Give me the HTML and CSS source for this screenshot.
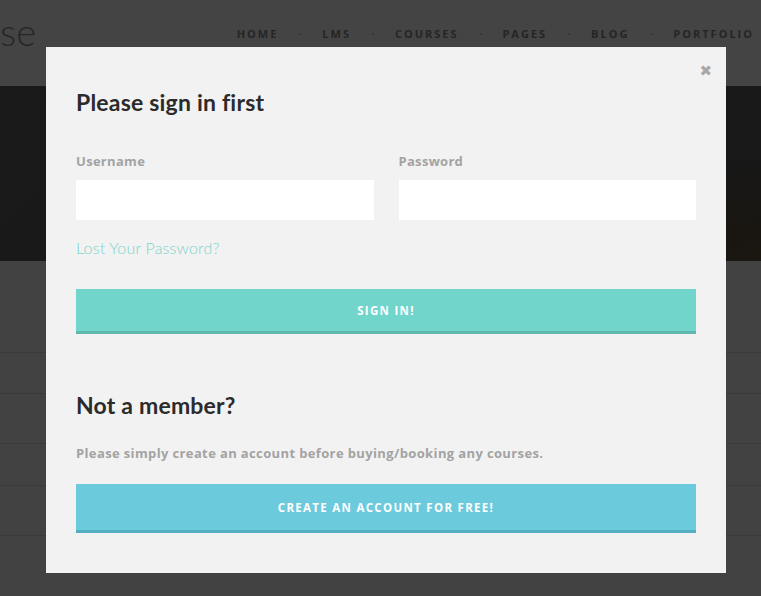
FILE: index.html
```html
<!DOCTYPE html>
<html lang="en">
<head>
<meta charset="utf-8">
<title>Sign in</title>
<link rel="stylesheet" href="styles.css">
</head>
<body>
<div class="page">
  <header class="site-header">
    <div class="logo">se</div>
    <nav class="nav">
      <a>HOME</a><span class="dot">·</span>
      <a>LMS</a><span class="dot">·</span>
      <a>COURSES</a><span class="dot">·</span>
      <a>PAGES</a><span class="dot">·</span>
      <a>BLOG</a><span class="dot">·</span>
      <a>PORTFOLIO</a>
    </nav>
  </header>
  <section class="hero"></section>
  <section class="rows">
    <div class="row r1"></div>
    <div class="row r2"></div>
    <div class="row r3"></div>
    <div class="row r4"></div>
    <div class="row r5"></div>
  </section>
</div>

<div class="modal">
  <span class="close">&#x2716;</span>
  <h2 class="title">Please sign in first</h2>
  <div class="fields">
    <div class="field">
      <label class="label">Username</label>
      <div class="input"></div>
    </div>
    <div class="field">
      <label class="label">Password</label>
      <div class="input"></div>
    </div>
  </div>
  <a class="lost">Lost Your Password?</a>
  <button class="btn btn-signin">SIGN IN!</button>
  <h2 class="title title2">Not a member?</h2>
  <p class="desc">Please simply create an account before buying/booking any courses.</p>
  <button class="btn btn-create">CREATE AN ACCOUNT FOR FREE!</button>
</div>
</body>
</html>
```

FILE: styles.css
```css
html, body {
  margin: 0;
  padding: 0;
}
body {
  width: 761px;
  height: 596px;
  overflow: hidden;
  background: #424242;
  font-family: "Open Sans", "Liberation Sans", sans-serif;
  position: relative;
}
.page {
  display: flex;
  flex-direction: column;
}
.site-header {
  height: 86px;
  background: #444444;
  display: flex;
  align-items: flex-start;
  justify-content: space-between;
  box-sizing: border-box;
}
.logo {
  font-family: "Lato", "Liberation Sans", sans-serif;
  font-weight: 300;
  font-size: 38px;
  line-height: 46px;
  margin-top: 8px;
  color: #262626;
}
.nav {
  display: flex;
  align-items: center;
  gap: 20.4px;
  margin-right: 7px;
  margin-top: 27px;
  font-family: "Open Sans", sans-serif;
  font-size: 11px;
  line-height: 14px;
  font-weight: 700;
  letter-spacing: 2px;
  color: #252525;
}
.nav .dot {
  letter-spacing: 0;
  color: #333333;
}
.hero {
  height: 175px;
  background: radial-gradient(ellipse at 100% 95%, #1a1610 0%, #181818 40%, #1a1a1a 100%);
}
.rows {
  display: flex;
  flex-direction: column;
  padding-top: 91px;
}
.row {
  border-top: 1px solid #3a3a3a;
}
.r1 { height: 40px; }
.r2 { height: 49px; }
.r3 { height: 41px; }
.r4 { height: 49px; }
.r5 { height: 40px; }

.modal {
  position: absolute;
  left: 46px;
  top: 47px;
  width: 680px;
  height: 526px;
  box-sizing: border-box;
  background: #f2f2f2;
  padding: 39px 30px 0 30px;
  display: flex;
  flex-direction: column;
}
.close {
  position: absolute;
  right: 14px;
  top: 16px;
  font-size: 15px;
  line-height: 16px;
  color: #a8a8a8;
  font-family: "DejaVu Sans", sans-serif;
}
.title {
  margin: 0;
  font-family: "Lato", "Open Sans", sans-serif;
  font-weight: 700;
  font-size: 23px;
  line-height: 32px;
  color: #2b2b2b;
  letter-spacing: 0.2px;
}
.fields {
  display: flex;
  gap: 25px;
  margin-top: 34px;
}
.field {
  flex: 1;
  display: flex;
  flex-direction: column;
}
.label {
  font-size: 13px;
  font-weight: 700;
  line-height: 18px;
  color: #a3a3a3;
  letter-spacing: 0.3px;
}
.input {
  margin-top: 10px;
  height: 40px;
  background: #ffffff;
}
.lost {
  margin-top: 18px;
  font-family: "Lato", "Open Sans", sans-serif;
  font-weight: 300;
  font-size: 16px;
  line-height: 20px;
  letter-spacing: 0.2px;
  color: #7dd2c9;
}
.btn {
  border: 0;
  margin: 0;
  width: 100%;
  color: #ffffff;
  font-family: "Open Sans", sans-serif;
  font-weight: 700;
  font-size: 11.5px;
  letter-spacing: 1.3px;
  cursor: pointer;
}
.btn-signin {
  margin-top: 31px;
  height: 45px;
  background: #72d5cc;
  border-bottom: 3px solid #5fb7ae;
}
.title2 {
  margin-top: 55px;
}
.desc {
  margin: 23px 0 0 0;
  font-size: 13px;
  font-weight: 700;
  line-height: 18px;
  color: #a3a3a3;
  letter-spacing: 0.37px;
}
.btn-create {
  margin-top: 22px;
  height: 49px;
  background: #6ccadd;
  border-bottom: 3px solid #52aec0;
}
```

::::

### TASK TO CARRY OUT
Print out the lines exactly, skipping any picture.

### CORRECT RESPONSE
Give me the HTML and CSS source for this screenshot.
FILE: index.html
```html
<!DOCTYPE html>
<html lang="en">
<head>
<meta charset="utf-8">
<title>Sign in</title>
<link rel="stylesheet" href="styles.css">
</head>
<body>
<div class="page">
  <header class="site-header">
    <div class="logo">se</div>
    <nav class="nav">
      <a>HOME</a><span class="dot">·</span>
      <a>LMS</a><span class="dot">·</span>
      <a>COURSES</a><span class="dot">·</span>
      <a>PAGES</a><span class="dot">·</span>
      <a>BLOG</a><span class="dot">·</span>
      <a>PORTFOLIO</a>
    </nav>
  </header>
  <section class="hero"></section>
  <section class="rows">
    <div class="row r1"></div>
    <div class="row r2"></div>
    <div class="row r3"></div>
    <div class="row r4"></div>
    <div class="row r5"></div>
  </section>
</div>

<div class="modal">
  <span class="close">&#x2716;</span>
  <h2 class="title">Please sign in first</h2>
  <div class="fields">
    <div class="field">
      <label class="label">Username</label>
      <div class="input"></div>
    </div>
    <div class="field">
      <label class="label">Password</label>
      <div class="input"></div>
    </div>
  </div>
  <a class="lost">Lost Your Password?</a>
  <button class="btn btn-signin">SIGN IN!</button>
  <h2 class="title title2">Not a member?</h2>
  <p class="desc">Please simply create an account before buying/booking any courses.</p>
  <button class="btn btn-create">CREATE AN ACCOUNT FOR FREE!</button>
</div>
</body>
</html>
```

FILE: styles.css
```css
html, body {
  margin: 0;
  padding: 0;
}
body {
  width: 761px;
  height: 596px;
  overflow: hidden;
  background: #424242;
  font-family: "Open Sans", "Liberation Sans", sans-serif;
  position: relative;
}
.page {
  display: flex;
  flex-direction: column;
}
.site-header {
  height: 86px;
  background: #444444;
  display: flex;
  align-items: flex-start;
  justify-content: space-between;
  box-sizing: border-box;
}
.logo {
  font-family: "Lato", "Liberation Sans", sans-serif;
  font-weight: 300;
  font-size: 38px;
  line-height: 46px;
  margin-top: 8px;
  color: #262626;
}
.nav {
  display: flex;
  align-items: center;
  gap: 20.4px;
  margin-right: 7px;
  margin-top: 27px;
  font-family: "Open Sans", sans-serif;
  font-size: 11px;
  line-height: 14px;
  font-weight: 700;
  letter-spacing: 2px;
  color: #252525;
}
.nav .dot {
  letter-spacing: 0;
  color: #333333;
}
.hero {
  height: 175px;
  background: radial-gradient(ellipse at 100% 95%, #1a1610 0%, #181818 40%, #1a1a1a 100%);
}
.rows {
  display: flex;
  flex-direction: column;
  padding-top: 91px;
}
.row {
  border-top: 1px solid #3a3a3a;
}
.r1 { height: 40px; }
.r2 { height: 49px; }
.r3 { height: 41px; }
.r4 { height: 49px; }
.r5 { height: 40px; }

.modal {
  position: absolute;
  left: 46px;
  top: 47px;
  width: 680px;
  height: 526px;
  box-sizing: border-box;
  background: #f2f2f2;
  padding: 39px 30px 0 30px;
  display: flex;
  flex-direction: column;
}
.close {
  position: absolute;
  right: 14px;
  top: 16px;
  font-size: 15px;
  line-height: 16px;
  color: #a8a8a8;
  font-family: "DejaVu Sans", sans-serif;
}
.title {
  margin: 0;
  font-family: "Lato", "Open Sans", sans-serif;
  font-weight: 700;
  font-size: 23px;
  line-height: 32px;
  color: #2b2b2b;
  letter-spacing: 0.2px;
}
.fields {
  display: flex;
  gap: 25px;
  margin-top: 34px;
}
.field {
  flex: 1;
  display: flex;
  flex-direction: column;
}
.label {
  font-size: 13px;
  font-weight: 700;
  line-height: 18px;
  color: #a3a3a3;
  letter-spacing: 0.3px;
}
.input {
  margin-top: 10px;
  height: 40px;
  background: #ffffff;
}
.lost {
  margin-top: 18px;
  font-family: "Lato", "Open Sans", sans-serif;
  font-weight: 300;
  font-size: 16px;
  line-height: 20px;
  letter-spacing: 0.2px;
  color: #7dd2c9;
}
.btn {
  border: 0;
  margin: 0;
  width: 100%;
  color: #ffffff;
  font-family: "Open Sans", sans-serif;
  font-weight: 700;
  font-size: 11.5px;
  letter-spacing: 1.3px;
  cursor: pointer;
}
.btn-signin {
  margin-top: 31px;
  height: 45px;
  background: #72d5cc;
  border-bottom: 3px solid #5fb7ae;
}
.title2 {
  margin-top: 55px;
}
.desc {
  margin: 23px 0 0 0;
  font-size: 13px;
  font-weight: 700;
  line-height: 18px;
  color: #a3a3a3;
  letter-spacing: 0.37px;
}
.btn-create {
  margin-top: 22px;
  height: 49px;
  background: #6ccadd;
  border-bottom: 3px solid #52aec0;
}
```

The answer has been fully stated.